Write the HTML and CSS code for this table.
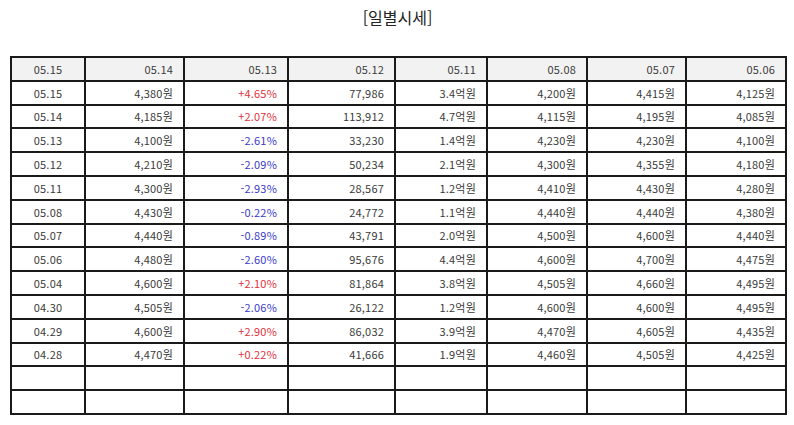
FILE: index.html
```html
<!DOCTYPE html>
<html lang="ko">
<head>
<meta charset="utf-8">
<link rel="stylesheet" href="styles.css">
</head>
<body>
<div class="page">
  <h1 class="title">[일별시세]</h1>
  <table class="grid">
    <colgroup>
      <col class="c1"><col class="c2"><col class="c3"><col class="c4"><col class="c5"><col class="c6"><col class="c7"><col class="c8">
    </colgroup>
    <thead>
      <tr><th class="date">05.15</th><th>05.14</th><th>05.13</th><th>05.12</th><th>05.11</th><th>05.08</th><th>05.07</th><th>05.06</th></tr>
    </thead>
    <tbody>
      <tr><td class="date">05.15</td><td>4,380원</td><td class="up">+4.65%</td><td>77,986</td><td>3.4억원</td><td>4,200원</td><td>4,415원</td><td>4,125원</td></tr>
      <tr><td class="date">05.14</td><td>4,185원</td><td class="up">+2.07%</td><td>113,912</td><td>4.7억원</td><td>4,115원</td><td>4,195원</td><td>4,085원</td></tr>
      <tr><td class="date">05.13</td><td>4,100원</td><td class="down">-2.61%</td><td>33,230</td><td>1.4억원</td><td>4,230원</td><td>4,230원</td><td>4,100원</td></tr>
      <tr><td class="date">05.12</td><td>4,210원</td><td class="down">-2.09%</td><td>50,234</td><td>2.1억원</td><td>4,300원</td><td>4,355원</td><td>4,180원</td></tr>
      <tr><td class="date">05.11</td><td>4,300원</td><td class="down">-2.93%</td><td>28,567</td><td>1.2억원</td><td>4,410원</td><td>4,430원</td><td>4,280원</td></tr>
      <tr><td class="date">05.08</td><td>4,430원</td><td class="down">-0.22%</td><td>24,772</td><td>1.1억원</td><td>4,440원</td><td>4,440원</td><td>4,380원</td></tr>
      <tr><td class="date">05.07</td><td>4,440원</td><td class="down">-0.89%</td><td>43,791</td><td>2.0억원</td><td>4,500원</td><td>4,600원</td><td>4,440원</td></tr>
      <tr><td class="date">05.06</td><td>4,480원</td><td class="down">-2.60%</td><td>95,676</td><td>4.4억원</td><td>4,600원</td><td>4,700원</td><td>4,475원</td></tr>
      <tr><td class="date">05.04</td><td>4,600원</td><td class="up">+2.10%</td><td>81,864</td><td>3.8억원</td><td>4,505원</td><td>4,660원</td><td>4,495원</td></tr>
      <tr><td class="date">04.30</td><td>4,505원</td><td class="down">-2.06%</td><td>26,122</td><td>1.2억원</td><td>4,600원</td><td>4,600원</td><td>4,495원</td></tr>
      <tr><td class="date">04.29</td><td>4,600원</td><td class="up">+2.90%</td><td>86,032</td><td>3.9억원</td><td>4,470원</td><td>4,605원</td><td>4,435원</td></tr>
      <tr><td class="date">04.28</td><td>4,470원</td><td class="up">+0.22%</td><td>41,666</td><td>1.9억원</td><td>4,460원</td><td>4,505원</td><td>4,425원</td></tr>
      <tr class="empty"><td></td><td></td><td></td><td></td><td></td><td></td><td></td><td></td></tr>
      <tr class="empty"><td></td><td></td><td></td><td></td><td></td><td></td><td></td><td></td></tr>
    </tbody>
  </table>
</div>
</body>
</html>
```

FILE: styles.css
```css
html, body {
  margin: 0;
  padding: 0;
  background: #fff;
}
.page {
  padding: 0 9px 0 10px;
  font-family: "Noto Sans CJK KR", "Noto Sans", sans-serif;
  color: #333;
}
.title {
  margin: 0;
  height: 56px;
  padding-top: 5px;
  box-sizing: border-box;
  text-align: center;
  font-size: 16px;
  font-weight: normal;
  line-height: 24px;
  color: #222;
}
.grid {
  width: 775px;
  border-collapse: collapse;
  table-layout: fixed;
  border: 2px solid #1a1a1a;
}
.c1 { width: 74px; }
.c2 { width: 99px; }
.c3 { width: 104px; }
.c4 { width: 107px; }
.c5 { width: 92px; }
.c6 { width: 100px; }
.c7 { width: 99px; }
.c8 { width: 100px; }
.grid th,
.grid td {
  border: 2px solid #1a1a1a;
  height: 21.8px;
  padding: 0 10px 0 0;
  font-size: 11px;
  font-weight: normal;
  text-align: right;
  line-height: 20px;
  letter-spacing: 0.2px;
  color: #3a3a3a;
  white-space: nowrap;
}
.grid th {
  background: #f2f2f2;
}
.grid .date {
  text-align: center;
  padding: 0;
}
.grid .up { color: #e3303a; }
.grid .down { color: #3a3ac8; }
```
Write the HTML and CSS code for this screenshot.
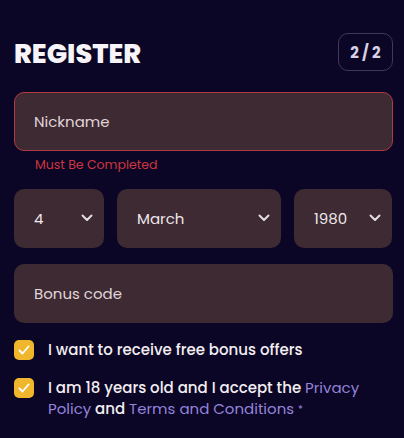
FILE: index.html
```html
<!DOCTYPE html>
<html>
<head>
<meta charset="utf-8">
<link rel="stylesheet" href="styles.css">
</head>
<body>
<div class="page">
  <div class="header">
    <h1 class="title">REGISTER</h1>
    <div class="step">2 / 2</div>
  </div>

  <div class="field error">
    <span class="placeholder">Nickname</span>
  </div>
  <div class="error-text">Must Be Completed</div>

  <div class="date-row">
    <div class="field select day">
      <span class="value">4</span>
      <svg class="chev" width="12" height="8" viewBox="0 0 12 8"><path d="M1.5 1.5 L6 6 L10.5 1.5" fill="none" stroke="#e6dde0" stroke-width="2" stroke-linecap="round" stroke-linejoin="round"/></svg>
    </div>
    <div class="field select month">
      <span class="value">March</span>
      <svg class="chev" width="12" height="8" viewBox="0 0 12 8"><path d="M1.5 1.5 L6 6 L10.5 1.5" fill="none" stroke="#e6dde0" stroke-width="2" stroke-linecap="round" stroke-linejoin="round"/></svg>
    </div>
    <div class="field select year">
      <span class="value">1980</span>
      <svg class="chev" width="12" height="8" viewBox="0 0 12 8"><path d="M1.5 1.5 L6 6 L10.5 1.5" fill="none" stroke="#e6dde0" stroke-width="2" stroke-linecap="round" stroke-linejoin="round"/></svg>
    </div>
  </div>

  <div class="field bonus">
    <span class="placeholder">Bonus code</span>
  </div>

  <div class="checks">
    <div class="check">
      <span class="box"><svg width="12" height="10" viewBox="0 0 12 10"><path d="M1.5 5.5 L4.5 8.5 L10.5 1.5" fill="none" stroke="#fff" stroke-width="1.8" stroke-linecap="round" stroke-linejoin="round"/></svg></span>
      <span class="label">I want to receive free bonus offers</span>
    </div>
    <div class="check">
      <span class="box"><svg width="12" height="10" viewBox="0 0 12 10"><path d="M1.5 5.5 L4.5 8.5 L10.5 1.5" fill="none" stroke="#fff" stroke-width="1.8" stroke-linecap="round" stroke-linejoin="round"/></svg></span>
      <span class="label">I am 18 years old and I accept the <a class="link">Privacy Policy</a> and <a class="link">Terms and Conditions</a> <span class="req">*</span></span>
    </div>
  </div>
</div>
</body>
</html>
```

FILE: styles.css
```css
* { box-sizing: border-box; }
html, body {
  margin: 0;
  padding: 0;
  background: #0b0625;
}
body {
  font-family: "Poppins", "Open Sans", "Liberation Sans", sans-serif;
  color: #f1ecef;
}
.page {
  padding: 33px 11px 0 14px;
  display: flex;
  flex-direction: column;
}
.header {
  display: flex;
  justify-content: space-between;
  align-items: center;
  height: 38px;
  margin-bottom: 21px;
}
.title {
  margin: 0;
  font-size: 27px;
  font-weight: 800;
  color: #f6f4f8;
  padding-top: 4px;
}
.step {
  width: 55px;
  height: 38px;
  border: 1px solid #3f3856;
  border-radius: 10px;
  display: flex;
  align-items: center;
  justify-content: center;
  font-size: 15px;
  font-weight: 700;
  color: #d7d1e3;
}
.field {
  height: 59px;
  background: #3d2a32;
  border-radius: 10px;
  display: flex;
  align-items: center;
  padding: 0 20px;
  font-size: 15px;
  color: #e0d6da;
}
.field.error {
  border: 1px solid #b13a41;
  padding-left: 19px;
}
.error-text {
  font-size: 12.5px;
  color: #cf3540;
  padding-left: 21px;
  margin-top: 5px;
  height: 18px;
  line-height: 18px;
}
.date-row {
  display: flex;
  gap: 13px;
  margin-top: 15px;
}
.select {
  justify-content: space-between;
  padding-right: 11px;
  color: #efe8eb;
}
.day { width: 90px; }
.month { width: 164px; }
.year { width: 98px; }
.chev { margin-top: -2px; }
.bonus {
  margin-top: 16px;
}
.checks {
  margin-top: 17px;
  display: flex;
  flex-direction: column;
  gap: 18px;
}
.check {
  display: flex;
  align-items: flex-start;
  gap: 14px;
}
.box {
  flex: none;
  width: 20px;
  height: 20px;
  border-radius: 5px;
  background: #f0b72d;
  display: flex;
  align-items: center;
  justify-content: center;
}
.label {
  font-size: 15px;
  font-weight: 500;
  line-height: 21px;
  color: #f3eef2;
  margin-top: -1px;
}
.link {
  color: #9583dc;
  font-weight: 400;
  text-decoration: none;
}
.req {
  color: #9583dc;
  font-size: 10px;
  font-weight: 400;
  vertical-align: 1px;
}
```
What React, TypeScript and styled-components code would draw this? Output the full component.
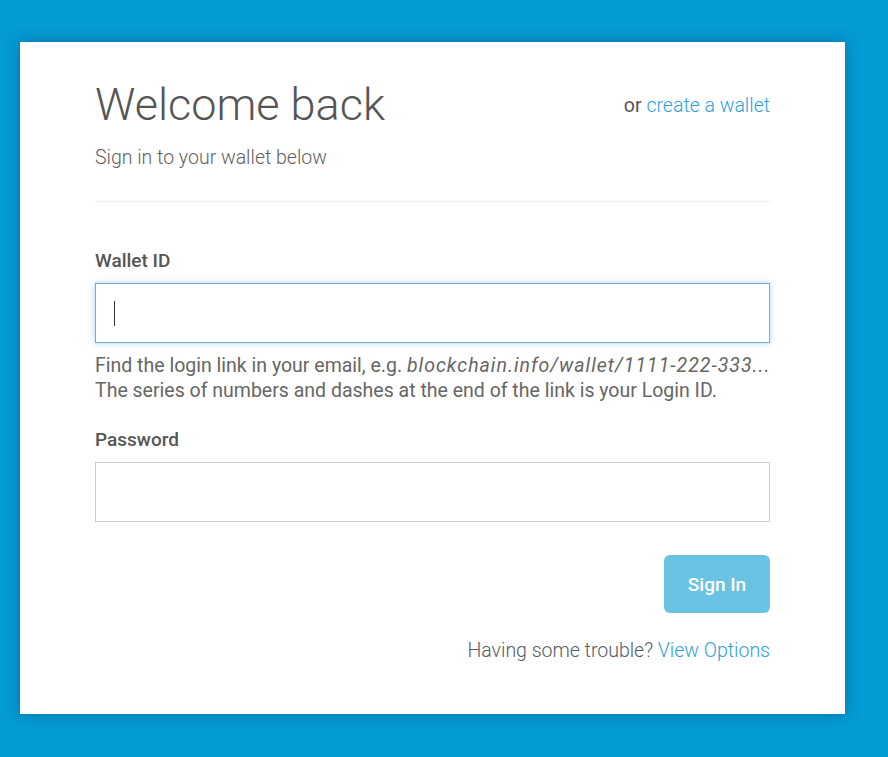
import React from "react";
import styled, { createGlobalStyle, css } from "styled-components";

const GlobalStyle = createGlobalStyle`
  html, body {
    margin: 0;
    padding: 0;
    background: #059bd4;
  }
  body {
    font-family: Roboto, "Liberation Sans", Arial, sans-serif;
    -webkit-font-smoothing: antialiased;
  }
`;

const Page = styled.div`
  min-height: 757px;
  padding: 42px 0 0 20px;
  box-sizing: border-box;
`;

const Card = styled.div`
  width: 825px;
  height: 672px;
  box-sizing: border-box;
  background: #ffffff;
  padding: 35px 75px 0 75px;
  box-shadow: 0 0 14px rgba(0, 40, 70, 0.35);
  display: flex;
  flex-direction: column;
`;

const Header = styled.div`
  display: flex;
  justify-content: space-between;
  align-items: flex-start;
`;

const Title = styled.h1`
  margin: 0;
  font-size: 45px;
  line-height: 56px;
  font-weight: 300;
  color: #555555;
`;

const Subtitle = styled.p`
  margin: 13px 0 0 0;
  font-size: 19.5px;
  line-height: 24px;
  font-weight: 300;
  color: #5f5f5f;
`;

const Aside = styled.div`
  margin-top: 17px;
  font-size: 19.5px;
  line-height: 24px;
  font-weight: 400;
  color: #555555;
`;

const Link = styled.a`
  color: #2f9fdb;
  font-weight: 300;
  text-decoration: none;
  cursor: pointer;
`;

const Divider = styled.hr`
  margin: 31px 0 0 0;
  border: 0;
  height: 1px;
  background: #ececec;
`;

const Field = styled.div<{ $gap: number }>`
  margin-top: ${({ $gap }) => $gap}px;
  display: flex;
  flex-direction: column;
`;

const Label = styled.label`
  font-size: 19px;
  line-height: 24px;
  font-weight: 500;
  color: #555555;
`;

const InputWrap = styled.div`
  position: relative;
  margin-top: 10px;
`;

const Input = styled.input<{ $focused?: boolean }>`
  display: block;
  width: 100%;
  height: 60px;
  box-sizing: border-box;
  border: 1px solid #cccccc;
  border-radius: 0;
  padding: 0 18px;
  font-family: inherit;
  font-size: 19px;
  color: #444;
  outline: none;
  background: #fff;
  ${({ $focused }) =>
    $focused &&
    css`
      border-color: #72ace6;
      box-shadow: 0 0 6px rgba(102, 170, 235, 0.55);
    `}
`;

const Caret = styled.span`
  position: absolute;
  left: 19px;
  top: 18px;
  width: 1px;
  height: 25px;
  background: #333;
`;

const Help = styled.p`
  margin: 10px 0 0 0;
  font-size: 19.5px;
  line-height: 25px;
  font-weight: 400;
  color: #666666;
  white-space: nowrap;

  em {
    font-style: italic;
    letter-spacing: 1px;
  }
`;

const Actions = styled.div`
  margin-top: 33px;
  display: flex;
  justify-content: flex-end;
`;

const Button = styled.button`
  width: 106px;
  height: 58px;
  border: 0;
  border-radius: 6px;
  background: #6bc3e4;
  color: #ffffff;
  font-family: inherit;
  font-size: 19px;
  font-weight: 500;
  cursor: pointer;
`;

const Footer = styled.div`
  margin-top: 26px;
  text-align: right;
  font-size: 19.5px;
  line-height: 24px;
  font-weight: 300;
  color: #555a66;
`;

export default function App() {
  return (
    <>
      <GlobalStyle />
      <Page>
        <Card>
          <Header>
            <div>
              <Title>Welcome back</Title>
              <Subtitle>Sign in to your wallet below</Subtitle>
            </div>
            <Aside>
              or <Link>create a wallet</Link>
            </Aside>
          </Header>
          <Divider />

          <Field $gap={47}>
            <Label htmlFor="wallet-id">Wallet ID</Label>
            <InputWrap>
              <Input id="wallet-id" type="text" $focused />
              <Caret />
            </InputWrap>
            <Help>
              Find the login link in your email, e.g. <em>blockchain.info/wallet/1111-222-333...</em>
              <br />
              The series of numbers and dashes at the end of the link is your Login ID.
            </Help>
          </Field>

          <Field $gap={25}>
            <Label htmlFor="password">Password</Label>
            <InputWrap>
              <Input id="password" type="password" />
            </InputWrap>
          </Field>

          <Actions>
            <Button>Sign In</Button>
          </Actions>

          <Footer>
            Having some trouble? <Link>View Options</Link>
          </Footer>
        </Card>
      </Page>
    </>
  );
}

> **The exercise**
Pull every line containing the word "Write" out of the material and copy it.

> **Answer in full**
Write the HTML and CSS code for this table.
Write the HTML and CSS code for this screenshot.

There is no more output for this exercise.